-------- LISTING

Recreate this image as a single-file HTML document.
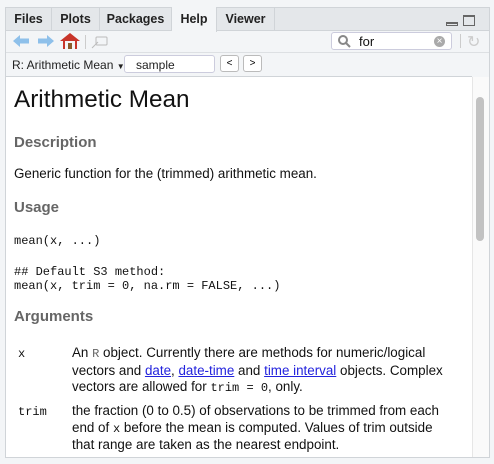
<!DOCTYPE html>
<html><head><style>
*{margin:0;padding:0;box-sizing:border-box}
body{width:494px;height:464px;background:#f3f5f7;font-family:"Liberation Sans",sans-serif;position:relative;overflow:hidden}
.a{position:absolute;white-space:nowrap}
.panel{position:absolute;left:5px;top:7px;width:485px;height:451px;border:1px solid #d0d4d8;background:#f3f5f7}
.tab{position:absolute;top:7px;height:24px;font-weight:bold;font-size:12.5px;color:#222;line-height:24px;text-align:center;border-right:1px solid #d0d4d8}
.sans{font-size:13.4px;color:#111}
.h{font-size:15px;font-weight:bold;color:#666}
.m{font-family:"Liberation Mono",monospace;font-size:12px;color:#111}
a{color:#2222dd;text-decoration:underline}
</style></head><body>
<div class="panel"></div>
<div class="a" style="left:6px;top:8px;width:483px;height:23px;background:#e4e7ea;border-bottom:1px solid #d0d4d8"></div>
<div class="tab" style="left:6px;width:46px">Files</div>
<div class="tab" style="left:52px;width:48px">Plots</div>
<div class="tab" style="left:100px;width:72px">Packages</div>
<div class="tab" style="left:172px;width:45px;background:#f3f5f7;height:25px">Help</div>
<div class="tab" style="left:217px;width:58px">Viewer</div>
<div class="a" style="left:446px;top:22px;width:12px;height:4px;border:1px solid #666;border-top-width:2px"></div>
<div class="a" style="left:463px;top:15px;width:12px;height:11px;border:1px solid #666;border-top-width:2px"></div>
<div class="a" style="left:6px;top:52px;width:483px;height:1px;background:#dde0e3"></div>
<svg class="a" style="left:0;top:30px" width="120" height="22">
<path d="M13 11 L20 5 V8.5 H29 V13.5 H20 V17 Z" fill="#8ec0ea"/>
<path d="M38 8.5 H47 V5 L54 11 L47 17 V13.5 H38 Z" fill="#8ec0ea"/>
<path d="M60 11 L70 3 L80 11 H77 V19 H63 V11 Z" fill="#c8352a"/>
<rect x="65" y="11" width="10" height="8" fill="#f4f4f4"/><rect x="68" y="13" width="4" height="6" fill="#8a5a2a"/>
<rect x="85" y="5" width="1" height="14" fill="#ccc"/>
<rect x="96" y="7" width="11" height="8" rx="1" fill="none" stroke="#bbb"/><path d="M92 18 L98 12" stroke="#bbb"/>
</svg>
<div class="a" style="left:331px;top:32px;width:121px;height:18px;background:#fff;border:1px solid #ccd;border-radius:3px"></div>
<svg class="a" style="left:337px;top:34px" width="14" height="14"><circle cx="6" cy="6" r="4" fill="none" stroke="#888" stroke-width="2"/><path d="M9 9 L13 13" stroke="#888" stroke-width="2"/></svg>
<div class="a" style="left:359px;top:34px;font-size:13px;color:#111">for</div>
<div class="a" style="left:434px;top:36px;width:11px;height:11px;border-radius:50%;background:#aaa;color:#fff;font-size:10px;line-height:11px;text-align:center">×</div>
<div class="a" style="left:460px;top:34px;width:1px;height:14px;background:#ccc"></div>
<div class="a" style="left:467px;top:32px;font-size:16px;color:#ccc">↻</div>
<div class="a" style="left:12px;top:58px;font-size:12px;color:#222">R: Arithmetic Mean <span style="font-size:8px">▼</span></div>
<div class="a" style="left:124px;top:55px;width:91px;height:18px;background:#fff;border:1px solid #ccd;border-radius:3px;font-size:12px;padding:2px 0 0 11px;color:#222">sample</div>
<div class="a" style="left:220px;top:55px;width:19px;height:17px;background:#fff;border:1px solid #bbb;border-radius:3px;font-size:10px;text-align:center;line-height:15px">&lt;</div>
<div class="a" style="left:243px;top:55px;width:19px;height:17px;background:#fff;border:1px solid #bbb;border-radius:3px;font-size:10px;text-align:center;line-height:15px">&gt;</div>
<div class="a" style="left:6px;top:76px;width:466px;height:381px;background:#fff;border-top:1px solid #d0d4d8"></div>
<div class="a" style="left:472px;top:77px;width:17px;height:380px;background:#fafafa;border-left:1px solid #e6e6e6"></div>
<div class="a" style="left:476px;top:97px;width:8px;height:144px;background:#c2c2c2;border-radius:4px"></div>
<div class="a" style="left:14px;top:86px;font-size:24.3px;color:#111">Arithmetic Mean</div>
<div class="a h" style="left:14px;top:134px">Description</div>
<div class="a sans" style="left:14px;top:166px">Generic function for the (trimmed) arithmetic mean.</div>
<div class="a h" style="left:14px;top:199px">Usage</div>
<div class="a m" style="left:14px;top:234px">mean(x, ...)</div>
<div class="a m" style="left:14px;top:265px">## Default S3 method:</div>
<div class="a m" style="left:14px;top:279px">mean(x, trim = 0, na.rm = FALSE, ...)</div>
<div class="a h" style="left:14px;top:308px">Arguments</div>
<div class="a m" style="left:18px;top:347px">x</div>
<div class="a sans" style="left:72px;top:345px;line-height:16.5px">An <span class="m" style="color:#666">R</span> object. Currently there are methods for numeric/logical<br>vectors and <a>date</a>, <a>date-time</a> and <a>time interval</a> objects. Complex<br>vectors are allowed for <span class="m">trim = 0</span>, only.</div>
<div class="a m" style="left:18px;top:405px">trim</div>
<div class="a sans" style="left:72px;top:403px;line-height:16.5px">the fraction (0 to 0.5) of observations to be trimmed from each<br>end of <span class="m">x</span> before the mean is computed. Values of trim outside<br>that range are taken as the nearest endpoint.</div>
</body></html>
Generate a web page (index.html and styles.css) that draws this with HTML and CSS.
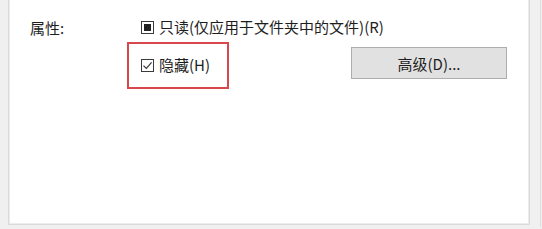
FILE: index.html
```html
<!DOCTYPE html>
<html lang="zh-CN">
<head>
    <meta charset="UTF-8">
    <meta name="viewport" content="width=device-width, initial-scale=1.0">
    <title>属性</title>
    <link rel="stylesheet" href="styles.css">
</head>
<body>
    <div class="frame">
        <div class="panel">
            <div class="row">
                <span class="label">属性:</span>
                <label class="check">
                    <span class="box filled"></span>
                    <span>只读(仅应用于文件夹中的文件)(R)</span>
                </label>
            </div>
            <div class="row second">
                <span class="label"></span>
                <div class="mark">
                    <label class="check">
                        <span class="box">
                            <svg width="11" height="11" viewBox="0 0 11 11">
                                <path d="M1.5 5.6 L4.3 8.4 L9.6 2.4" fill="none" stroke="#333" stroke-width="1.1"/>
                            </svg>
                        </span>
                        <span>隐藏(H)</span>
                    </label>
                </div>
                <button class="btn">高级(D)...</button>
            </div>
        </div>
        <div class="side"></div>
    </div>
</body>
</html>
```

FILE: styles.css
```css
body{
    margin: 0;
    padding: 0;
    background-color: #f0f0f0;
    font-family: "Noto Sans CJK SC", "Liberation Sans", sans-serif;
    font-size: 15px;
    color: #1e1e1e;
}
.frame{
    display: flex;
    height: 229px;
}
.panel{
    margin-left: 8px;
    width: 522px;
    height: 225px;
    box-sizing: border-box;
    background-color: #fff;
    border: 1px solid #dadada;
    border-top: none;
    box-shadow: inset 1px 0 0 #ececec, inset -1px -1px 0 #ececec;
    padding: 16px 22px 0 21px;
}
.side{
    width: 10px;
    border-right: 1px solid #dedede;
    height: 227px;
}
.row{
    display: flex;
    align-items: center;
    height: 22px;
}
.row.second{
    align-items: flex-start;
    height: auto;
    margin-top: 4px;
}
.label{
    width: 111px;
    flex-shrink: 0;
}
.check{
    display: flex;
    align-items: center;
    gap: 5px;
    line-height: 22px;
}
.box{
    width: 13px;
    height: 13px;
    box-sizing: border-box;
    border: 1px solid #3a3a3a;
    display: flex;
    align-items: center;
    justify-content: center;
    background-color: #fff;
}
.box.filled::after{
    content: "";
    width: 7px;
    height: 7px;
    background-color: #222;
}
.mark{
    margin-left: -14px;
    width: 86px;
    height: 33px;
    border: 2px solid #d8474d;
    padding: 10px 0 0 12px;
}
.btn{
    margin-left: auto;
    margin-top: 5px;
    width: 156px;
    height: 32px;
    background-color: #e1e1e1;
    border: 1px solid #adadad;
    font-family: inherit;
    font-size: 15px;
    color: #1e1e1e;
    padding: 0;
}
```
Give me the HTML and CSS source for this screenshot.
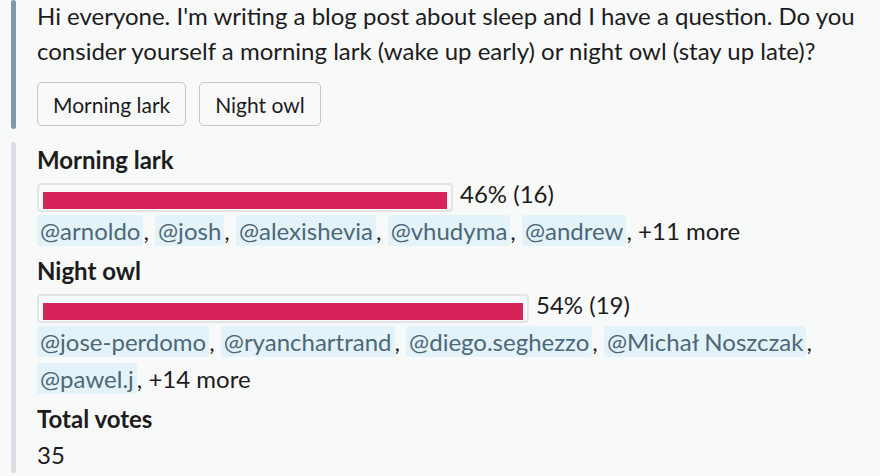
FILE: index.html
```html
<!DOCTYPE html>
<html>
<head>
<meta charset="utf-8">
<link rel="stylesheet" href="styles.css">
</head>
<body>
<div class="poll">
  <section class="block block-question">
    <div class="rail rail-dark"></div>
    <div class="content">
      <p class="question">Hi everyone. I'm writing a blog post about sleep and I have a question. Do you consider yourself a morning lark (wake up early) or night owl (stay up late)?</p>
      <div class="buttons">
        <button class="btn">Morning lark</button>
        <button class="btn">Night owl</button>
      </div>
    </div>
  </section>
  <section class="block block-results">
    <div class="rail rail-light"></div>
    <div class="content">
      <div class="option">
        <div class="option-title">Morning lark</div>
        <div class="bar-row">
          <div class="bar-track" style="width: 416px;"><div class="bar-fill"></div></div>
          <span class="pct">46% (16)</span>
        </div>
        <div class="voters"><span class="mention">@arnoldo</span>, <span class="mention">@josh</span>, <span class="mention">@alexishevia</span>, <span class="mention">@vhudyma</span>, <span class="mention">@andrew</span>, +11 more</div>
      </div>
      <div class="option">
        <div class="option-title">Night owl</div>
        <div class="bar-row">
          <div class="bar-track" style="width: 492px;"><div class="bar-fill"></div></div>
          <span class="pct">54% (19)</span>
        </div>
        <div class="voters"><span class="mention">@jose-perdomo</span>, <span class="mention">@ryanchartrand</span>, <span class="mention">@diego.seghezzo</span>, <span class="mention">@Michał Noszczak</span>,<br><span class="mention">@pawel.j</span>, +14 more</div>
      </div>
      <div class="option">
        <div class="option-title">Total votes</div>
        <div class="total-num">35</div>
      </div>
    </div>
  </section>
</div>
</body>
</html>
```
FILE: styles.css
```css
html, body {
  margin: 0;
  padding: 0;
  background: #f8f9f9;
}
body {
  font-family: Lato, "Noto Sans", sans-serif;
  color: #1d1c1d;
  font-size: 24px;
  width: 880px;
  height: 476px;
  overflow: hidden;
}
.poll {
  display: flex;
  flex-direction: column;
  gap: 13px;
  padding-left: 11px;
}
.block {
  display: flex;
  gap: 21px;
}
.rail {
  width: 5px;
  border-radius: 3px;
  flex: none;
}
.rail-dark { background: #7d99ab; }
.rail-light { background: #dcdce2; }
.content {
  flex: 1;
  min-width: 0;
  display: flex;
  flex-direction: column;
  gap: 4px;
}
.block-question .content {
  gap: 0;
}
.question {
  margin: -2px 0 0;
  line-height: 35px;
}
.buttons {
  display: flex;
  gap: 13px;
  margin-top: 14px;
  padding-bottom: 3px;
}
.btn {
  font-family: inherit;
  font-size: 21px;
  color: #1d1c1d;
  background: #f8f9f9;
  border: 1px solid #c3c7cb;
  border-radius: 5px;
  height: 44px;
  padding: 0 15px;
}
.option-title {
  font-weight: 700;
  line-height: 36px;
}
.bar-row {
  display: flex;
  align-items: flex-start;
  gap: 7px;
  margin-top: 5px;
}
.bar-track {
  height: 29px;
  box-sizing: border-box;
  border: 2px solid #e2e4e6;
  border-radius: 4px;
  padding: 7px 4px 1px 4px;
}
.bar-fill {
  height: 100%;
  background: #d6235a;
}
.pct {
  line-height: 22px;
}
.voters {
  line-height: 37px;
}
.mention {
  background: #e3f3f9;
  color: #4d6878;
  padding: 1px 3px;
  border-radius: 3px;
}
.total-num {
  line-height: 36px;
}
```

----------------

**THE REQUEST**
Copy each line of the preceding data that contains the string "this".

**FINISHED EXERCISE**
Recreate this image as a single-file HTML document.
Generate a web page (index.html and styles.css) that draws this with HTML and CSS.
Give me the HTML and CSS source for this screenshot.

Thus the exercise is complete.